Genus of flowering plants

Cicerbita is a genus of flowering plants in the family Asteraceae, native to Asia and Europe. They are known commonly as blue sow thistles. The word Cicerbita is from the Italian, meaning "chickory-like", a comparison to Cichorium, the chicory genus.

==Description==
Cicerbita are usually perennial plants, often with rhizomes. Annual species are also known. The leaves are undivided or pinnate. The flower head has 5 to 30 florets in shades of blue or purple, or occasionally white or yellow.
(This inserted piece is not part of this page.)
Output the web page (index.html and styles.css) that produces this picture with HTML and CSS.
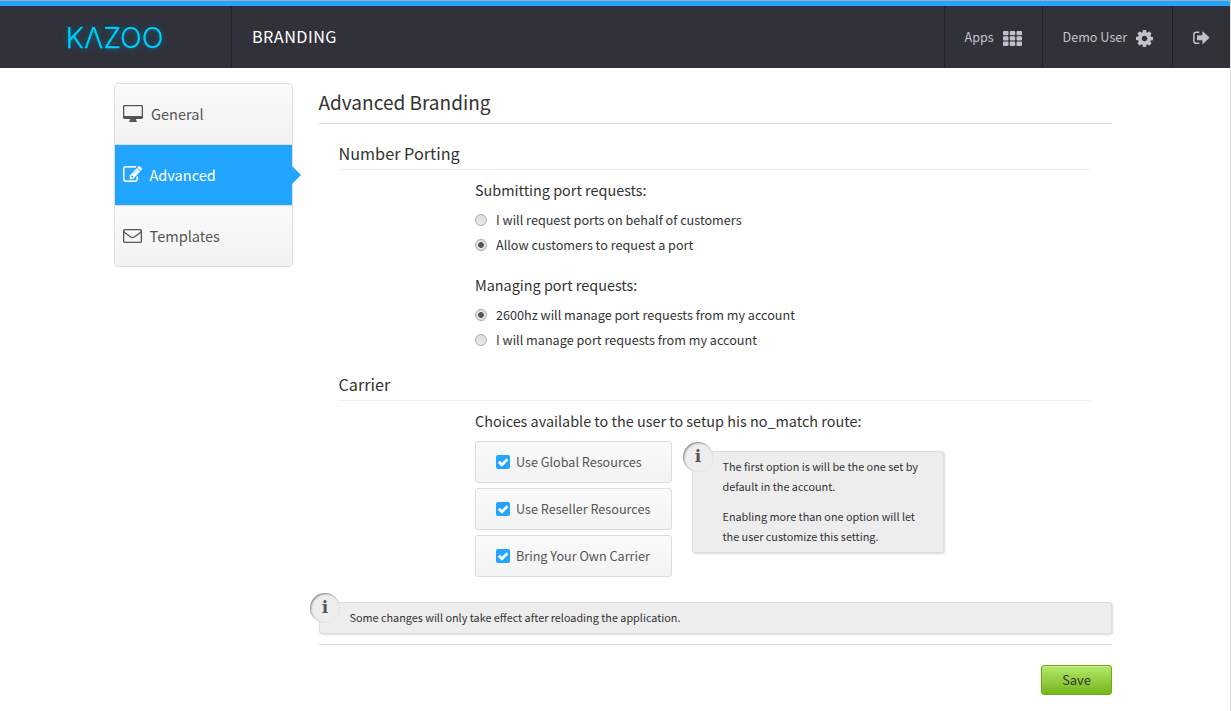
FILE: index.html
```html
<!DOCTYPE html>
<html lang="en">
<head>
<meta charset="utf-8">
<title>Branding</title>
<link rel="stylesheet" href="styles.css">
</head>
<body>
<header class="topbar">
  <div class="logo">
    <svg width="120" height="40" viewBox="0 0 120 40" role="img" aria-label="KAZOO">
      <text class="logo-text" x="9.500" y="30.500" textLength="98" lengthAdjust="spacingAndGlyphs">KΛZOO</text>
    </svg>
  </div>
  <div class="app-name">BRANDING</div>
  <nav class="links">
    <a class="link apps">Apps
      <svg width="19" height="15" viewBox="0 0 19 15"><path fill="currentColor" d="M1 0h3.500q1 0 1 1v2.300q0 1-1 1H1q-1 0-1-1V1q0-1 1-1zM7.750 0h3.500q1 0 1 1v2.300q0 1-1 1h-3.500q-1 0-1-1V1q0-1 1-1zM14.500 0H18q1 0 1 1v2.300q0 1-1 1h-3.500q-1 0-1-1V1q0-1 1-1zM1 5.300h3.500q1 0 1 1v2.300q0 1-1 1H1q-1 0-1-1V6.300q0-1 1-1zM7.750 5.300h3.500q1 0 1 1v2.300q0 1-1 1h-3.500q-1 0-1-1V6.300q0-1 1-1zM14.500 5.300H18q1 0 1 1v2.300q0 1-1 1h-3.500q-1 0-1-1V6.300q0-1 1-1zM1 10.600h3.500q1 0 1 1v2.300q0 1-1 1H1q-1 0-1-1v-2.300q0-1 1-1zM7.750 10.600h3.500q1 0 1 1v2.300q0 1-1 1h-3.500q-1 0-1-1v-2.300q0-1 1-1zM14.500 10.600H18q1 0 1 1v2.300q0 1-1 1h-3.500q-1 0-1-1v-2.300q0-1 1-1z"/></svg>
    </a>
    <a class="link user">Demo User
      <svg width="17" height="17" viewBox="128 128 1536 1536"><path fill="currentColor" d="M1152 896q0-106-75-181t-181-75-181 75-75 181 75 181 181 75 181-75 75-181zm512-109v222q0 12-8 23t-20 13l-185 28q-19 54-39 91 35 50 107 138 10 12 10 25t-9 23q-27 37-99 108t-94 71q-12 0-26-9l-138-108q-44 23-91 38-16 136-29 186-7 28-36 28h-222q-14 0-24.500-8.500t-11.500-21.500l-28-184q-49-16-90-37l-141 107q-10 9-25 9-14 0-25-11-126-114-165-168-7-10-7-23 0-12 8-23 15-21 51-66.500t54-70.500q-27-50-41-99l-183-27q-13-2-21-12.500t-8-23.500v-222q0-12 8-23t19-13l186-28q14-46 39-92-40-57-107-138-10-12-10-24 0-10 9-23 26-36 98.500-107.500t94.500-71.500q13 0 26 10l138 107q44-23 91-38 16-136 29-186 7-28 36-28h222q14 0 24.500 8.500t11.500 21.500l28 184q49 16 90 37l142-107q9-9 24-9 13 0 25 10 129 119 165 170 7 8 7 22 0 12-8 23-15 21-51 66.500t-54 70.500q26 50 41 98l183 28q13 2 21 12.500t8 23.500z"/></svg>
    </a>
    <a class="link logout">
      <svg width="17" height="14" viewBox="0 0 17 14"><path fill="none" stroke="currentColor" stroke-width="1.500" d="M6.300 1.250H3.300Q.9 1.250.9 3.600v6.300q0 2.350 2.400 2.350h3"/><path fill="currentColor" d="M4.600 4.300h4.800V1.200q0-1 .8-.4l6 5.500q.4.400 0 .8l-6 5.700q-.8.600-.8-.4V9.200H4.600q-.6 0-.6-.6V4.900q0-.6.6-.6z"/></svg>
    </a>
  </nav>
</header>
<div class="page">
  <ul class="menu">
    <li class="menu-item general">
      <svg width="20" height="17" viewBox="0 0 20 17"><path fill="currentColor" fill-rule="evenodd" d="M1.400 0h17.200Q20 0 20 1.400v11.200q0 1.400-1.400 1.400h-5.700v1.300q.9 0 .9.850v.85H6.200v-.85q0-.85.9-.85V14H1.400Q0 14 0 12.600V1.400Q0 0 1.400 0zM1.300 1.200v9.700h17.400V1.200z"/></svg>
      <span>General</span>
    </li>
    <li class="menu-item active">
      <svg width="19" height="16" viewBox="0 128 1792 1408" preserveAspectRatio="none"><path fill="currentColor" stroke="currentColor" stroke-width="30" d="M888 1184l116-116-152-152-116 116v56h96v96h56zm440-720q-16-16-33 1l-350 350q-17 17-1 33t33-1l350-350q17-17 1-33zm80 594v190q0 119-84.500 203.500t-203.500 84.500h-832q-119 0-203.500-84.500t-84.500-203.500v-832q0-119 84.500-203.500t203.500-84.500h832q63 0 117 25 15 7 18 23 3 17-9 29l-49 49q-14 14-32 8-23-6-45-6h-832q-66 0-113 47t-47 113v832q0 66 47 113t113 47h832q66 0 113-47t47-113v-126q0-13 9-22l64-64q15-15 35-7t20 29zm-96-738l288 288-672 672h-288v-288zm444 132l-92 92-288-288 92-92q28-28 68-28t68 28l152 152q28 28 28 68t-28 68z"/></svg>
      <span>Advanced</span>
    </li>
    <li class="menu-item templates">
      <svg width="19" height="14" viewBox="0 0 19 14"><rect x=".65" y=".65" width="17.700" height="12.700" rx="1.200" fill="none" stroke="currentColor" stroke-width="1.300"/><path fill="none" stroke="currentColor" stroke-width="1.300" d="M.8 2.200Q1.300 3.400 2.600 4.300L7.700 8Q9.500 9.200 11.300 8l5.100-3.700q1.300-.9 1.800-2.100"/></svg>
      <span>Templates</span>
    </li>
  </ul>
  <main class="content">
    <h1 class="title">Advanced Branding</h1>
    <section class="section">
      <h2 class="section-title">Number Porting</h2>
      <div class="form">
        <div class="question">Submitting port requests:</div>
        <div class="options">
          <label class="option"><i class="radio"></i>I will request ports on behalf of customers</label>
          <label class="option"><i class="radio checked"></i>Allow customers to request a port</label>
        </div>
        <div class="question next">Managing port requests:</div>
        <div class="options">
          <label class="option"><i class="radio checked"></i>2600hz will manage port requests from my account</label>
          <label class="option"><i class="radio"></i>I will manage port requests from my account</label>
        </div>
      </div>
    </section>
    <section class="section carrier">
      <h2 class="section-title">Carrier</h2>
      <div class="form">
        <div class="question">Choices available to the user to setup his no_match route:</div>
        <div class="choices-row">
          <div class="choices">
            <label class="choice"><span class="check"><svg width="14" height="14" viewBox="0 0 14 14"><path d="M2.800 6.700 5.900 9.800 11.500 4.200"/></svg></span>Use Global Resources</label>
            <label class="choice"><span class="check"><svg width="14" height="14" viewBox="0 0 14 14"><path d="M2.800 6.700 5.900 9.800 11.500 4.200"/></svg></span>Use Reseller Resources</label>
            <label class="choice"><span class="check"><svg width="14" height="14" viewBox="0 0 14 14"><path d="M2.800 6.700 5.900 9.800 11.500 4.200"/></svg></span>Bring Your Own Carrier</label>
          </div>
          <div class="info side">
            <b class="info-icon">i</b>
            <p>The first option is will be the one set by<br>default in the account.</p>
            <p>Enabling more than one option will let<br>the user customize this setting.</p>
          </div>
        </div>
      </div>
    </section>
    <div class="info bottom">
      <b class="info-icon">i</b>
      <p>Some changes will only take effect after reloading the application.</p>
    </div>
    <div class="actions"><button class="save">Save</button></div>
  </main>
</div>
</body>
</html>
```
FILE: styles.css
```css
* { box-sizing: border-box; }
body {
  margin: 0;
  width: 1231px;
  height: 711px;
  overflow: hidden;
  border-right: 1px solid #ddd;
  background: #fff;
  color: #333;
  font: 12.63px/20px "Noto Sans CJK SC", sans-serif;
}
.topbar {
  display: flex;
  height: 68px;
  border-top: 1px solid #aaa;
  background: linear-gradient(#22a5ff 5px, #31313a 5px);
  padding-top: 5px;
}
.logo {
  width: 232px;
  border-right: 1px solid #22222a;
  padding: 11px 0 0 56px;
}
.logo svg { display: block; overflow: visible; }
.logo-text {
  font: 300 28px Inter, sans-serif;
  fill: #00cfff;
  stroke: #00cfff;
  stroke-width: .3px;
  filter: drop-shadow(0 0 3px rgba(0, 190, 255, .6)) drop-shadow(0 -1px 0 #111);
}
.app-name {
  padding-left: 20px;
  font-size: 16.24px;
  letter-spacing: .45px;
  line-height: 61px;
  color: #fff;
}
.links { display: flex; margin-left: auto; }
.link {
  display: flex;
  align-items: center;
  border-left: 1px solid #22222a;
  padding: 0 0 0 19.5px;
  color: #c1c1cb;
}
.apps { width: 98px; gap: 9px; }
.user { width: 130px; gap: 9px; }
.logout { width: 58px; padding-left: 20px; }
.link svg { position: relative; top: 1px; }
.page { display: flex; gap: 26px; padding: 15px 118px 0 114px; }
.menu {
  list-style: none;
  margin: 0;
  padding: 0;
  width: 179px;
  height: 184px;
  border: 1px solid #ddd;
  border-radius: 4px;
}
.menu-item {
  display: flex;
  align-items: center;
  height: 61px;
  border-bottom: 1px solid #ddd;
  padding: 0 0 0 8px;
  gap: 8px;
  background: linear-gradient(#fafafa, #f2f2f2);
  font-size: 14.55px;
  color: #555;
}
.menu-item svg { position: relative; top: -1px; }
.templates svg { top: 0; }
.active, .templates { gap: 7.5px; }
.menu-item:first-child { border-radius: 3px 3px 0 0; }
.menu-item:last-child { height: 60px; border: 0; border-radius: 0 0 3px 3px; }
.active { position: relative; background: #22a5ff; color: #fff; }
.active::after {
  content: "";
  position: absolute;
  left: 177px;
  top: 21px;
  border: 9px solid transparent;
  border-left-color: #22a5ff;
  border-right: 0;
}
.content { width: 793px; }
.title {
  margin: 0;
  padding-bottom: 3px;
  border-bottom: 1px solid #ddd;
  font-size: 19.02px;
  font-weight: 400;
  line-height: 37px;
  text-indent: -.5px;
}
.section { padding: 19px 20px 0; }
.carrier { padding-top: 22px; }
.section-title {
  margin: 0 0 10px;
  padding-bottom: 6px;
  border-bottom: 1px solid #eee;
  font-size: 16.24px;
  font-weight: 400;
  text-indent: -.5px;
}
.form { padding-left: 136px; }
.question { font-size: 14.42px; }
.next { margin-top: 18px; }
.options { padding-top: 7px; }
.option { display: flex; align-items: center; height: 25px; gap: 9px; }
.radio {
  width: 12px;
  height: 12px;
  border: 1px solid #a9a9a9;
  border-radius: 50%;
  background: linear-gradient(#dedede, #e8e8e8);
}
.checked { background: radial-gradient(circle at center, #555 2.5px, #e3e3e3 3.2px); }
.choices-row { display: flex; align-items: flex-start; gap: 20px; padding-top: 10px; }
.choices { display: flex; flex-direction: column; gap: 5px; width: 197px; }
.choice {
  display: flex;
  align-items: center;
  height: 42px;
  gap: 6px;
  padding-left: 20px;
  border: 1px solid #ddd;
  border-radius: 3px;
  background: linear-gradient(#fafafa, #f3f3f3);
  color: #555;
}
.check { width: 14px; height: 14px; border-radius: 2px; background: #22a5ff; }
.check svg { display: block; }
.check path { fill: none; stroke: #fff; stroke-width: 2.7; }
.info {
  position: relative;
  border: 1px solid #ddd;
  border-radius: 3px;
  background: #ededed;
  box-shadow: 1px 1px 2px rgba(0, 0, 0, .15);
  padding: 4px 0 6px 29.5px;
  font-size: 10.83px;
}
.info p { margin: 0; }
.info p + p { margin-top: 10px; }
.side { width: 252px; height: 102px; margin-top: 10px; }
.bottom { height: 32px; margin-top: 25px; }
.info-icon {
  position: absolute;
  left: -10px;
  top: -10px;
  width: 30px;
  height: 30px;
  border-radius: 50%;
  background: #ededed;
  box-shadow: inset 1px 1px 2px #888;
  font: bold 17px/29px "DejaVu Serif", serif;
  text-align: center;
  color: #555;
}
.actions {
  display: flex;
  justify-content: flex-end;
  margin-top: 10px;
  padding-top: 20px;
  border-top: 1px solid #ddd;
}
.save {
  width: 71px;
  height: 30px;
  padding: 0;
  border: 1px solid #69ad14;
  border-radius: 3px;
  background: linear-gradient(#b4e868, #74b71b);
  box-shadow: inset 0 1px 0 rgba(255, 255, 255, .3);
  font: 12.8px/28px "Noto Sans CJK SC", sans-serif;
  color: #333;
}
```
The achene is ribbed and has a pappus of bristles and hairs.

==Systematics==
The plants of this genus were included in genus Lactuca, the lettuces, until 1822, when the first of them were separated based on the morphology of the fruits. The definition of the genus is still in debate and very unclear.

==Species==
The following species are recognised in the genus Cicerbita:

- Cicerbita acuminata Grossh.
- Cicerbita adenophora (Boiss. & Kotschy) Beauverd
- Cicerbita alii Roohi Bano & Qaiser
- Cicerbita alpina (L.) Wallr.
- Cicerbita auriculiformis (C.Shih) N.Kilian
- Cicerbita azurea (Ledeb.) Beauverd
- Cicerbita benthamii (C.B.Clarke) Roohi Bano & Qaiser
- Cicerbita boissieri (Rouy) C.Jeffrey
- Cicerbita bourgaei (Boiss.) Beauverd
- Cicerbita brassicifolia (Boiss.) Beauverd
- Cicerbita chiangdaoensis H.Koyama – Thailand
- Cicerbita crambifolia (Bunge) Beauverd
- Cicerbita crassicaulis (Trautv.) Beauverd
- Cicerbita cyprica (Rech.f.) M.Güzel, Coșkunç. & N.Kilian
- Cicerbita deltoidea (M.Bieb.) Beauverd
- Cicerbita × favratii Wilczek
- Cicerbita garrettii (Kerr) H.Koyama
- Cicerbita kovalevskiana Kirp.
- Cicerbita ladyginii (Tzvelev) N.Kilian
- Cicerbita macrophylla (Willd.) Wallr.
- Cicerbita madatapensis Gagnidze
- Cicerbita microcephala (DC.) M.Güzel, Coșkunç. & N.Kilian
- Cicerbita mulgedioides Beauverd
- Cicerbita neglecta (Tzvelev) N.Kilian
- Cicerbita nepalensis Kitam. – Nepal
- Cicerbita nuristanica Kitam. – Afghanistan
- Cicerbita olgae Leskov
- Cicerbita pancicii Beauverd
- Cicerbita persica Beauverd
- Cicerbita picridiformis (Boiss.) Roohi Bano & Qaiser
- Cicerbita plumieri (L.) Kirschl.
- Cicerbita prenanthoides (M.Bieb.) Beauverd
- Cicerbita putii (Kerr) H.Koyama
- Cicerbita racemosa (Willd.) Beauverd
- Cicerbita rechingeriana (Tuisl) Coșkunç., M.Güzel & N.Kilian
- Cicerbita roborowskii (Maxim.) Beauverd
- Cicerbita rosea (Popov & Vved.) Krasch. ex Kovalevsk.
- Cicerbita sonchifolia (Vis. & Pančić) Beauverd
- Cicerbita songarica (Regel) Krasch.
- Cicerbita subplumosa (Kovalevsk.) M.Güzel, Coșkunç. & N.Kilian
- Cicerbita thianschanica Beauverd – Altay Republic, Kazakhstan, Kyrgyzstan, Tajikistan, Uzbekistan, Xinjiang
- Cicerbita variabilis (Bornm.) Bornm.
- Cicerbita zeravschanica Popov – Kyrgyzstan, Tajikistan, Uzbekistan
- Cicerbita zhenduoi (S.W.Liu & T.N.Ho) N.Kilian

==Uses==
Cicerbita alpina is eaten as a vegetable in Italy, part of its native range. The young shoots are boiled and served in olive oil or tomato sauce. They are considered a delicacy and can be had in restaurants. The shoots in oil can be purchased in markets under the local name insalata dell'orso ("bear salad"). The plant is collected from the wild and there is some concern that it may be threatened with overexploitation, so local ordinances now limit wild collection in some areas. Field trials are underway to examine the possibility of cultivating the plant in agriculture.